加藤:都市における農園は防災拠点であるとか、農福連携、憩いの場とか、そんなキーワードが最近は目立ちますが、正直申し上げるとそこにまで手をかける余裕がある農家はほぼいないと思うのです。

確かに都市農業に付加価値をつければ行政もPRしやすいですが、一方、本気で農業で収益を出していきたい若手の農業従事者も出てきています。都市の農家は、土地を活用して不動産業も兼ねているパターンも多いので誤解されがちですけど、農業そのものにフォーカスしてほしいですね。

──都市農業では、農家自身の考えと、消費者や自治体、取引先といった方々との間には温度差があるという事でしょうか。

加藤:表現が難しいのですが、作っている生産物に対してはあまり興味を持っていただけていないのかもしれません。「練馬区といえば練馬大根」と押し出されがちです。他にもこんなにおいしいトマトやイチゴ、小松菜を作っていますよという観点で見ていただけていないかもしれません。よくメディアから取材の依頼がありますが「東京都内の住宅街に畑がある!」みたいな見出しばかりで、寂しく思うときもあります。
加藤:地方の生産者とも交流がある知り合いが「東京の農家さんって、政治家みたいな人が多いですね」と言っていました。「都市農業を守らないといけない」などと語っている内容が行政っぽいのだそうです。地方の農家だとまず自分たちが作っている作物の話が最初に出ますが、東京の農家は「農地を守る大切さ」などの話が多いとの事でした。まずは農地自体の維持が求められますが、農家はまずは作物を主軸に考えないといけないと思っているので、そこは少し心配な点です。

──練馬区の農業は少量多品目生産農家・兼業農家もとても多いですが、それぞれの農家が工夫を凝らして発信していますね。

加藤:「この人が作った、この作物を食べてみたい」という人、農家個人のファンはいると思います。

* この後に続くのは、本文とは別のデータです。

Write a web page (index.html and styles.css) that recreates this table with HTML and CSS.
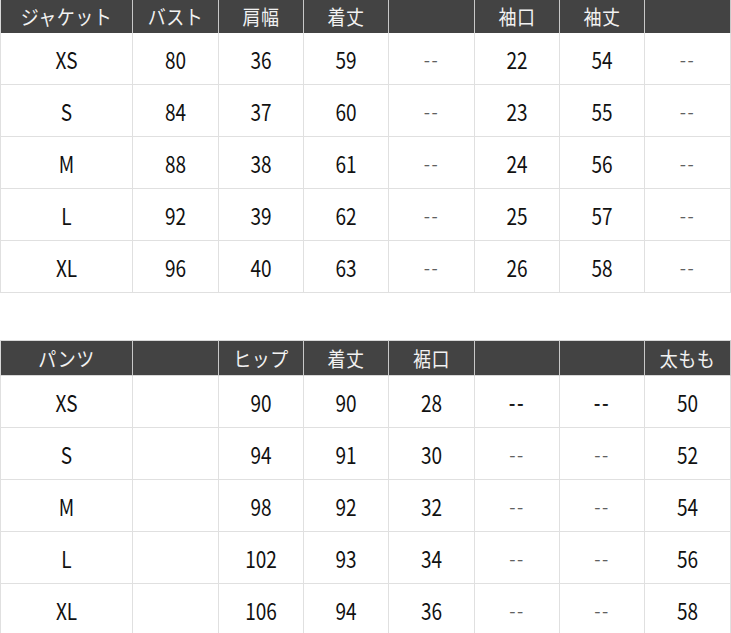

作る側も本当においしい物を作りたくて、「自分が作る物の味が落ちたらやめよう」とまで考えている人もいます。農家からの情報発信を通じて、安全性やおいしさを追求するために農家がこなしている工夫を知る事から、農業に興味を持ってほしいです。そこから実際に収穫体験や販売所などで農作物に触れたり、購入していただけたりたら、農家としてはとてもうれしく思います。「都内でもこんなに質の高い生産物を作っている」と取材に来てもらえるように、良いものを頑張って作っていきたいです。

編集後記

自分たちの農作物の真の魅力を、直に伝えたい。大きな産地ではなく都市で農業を営む農家には、実はその機会が少ないのかもしれない。「ようこそ練馬ぶらり旅」への参加は生産者や農作物がクローズアップされるチャンスでもあり、それを踏まえてさらに有効な手段がないか考えるきっかけとなるだろう。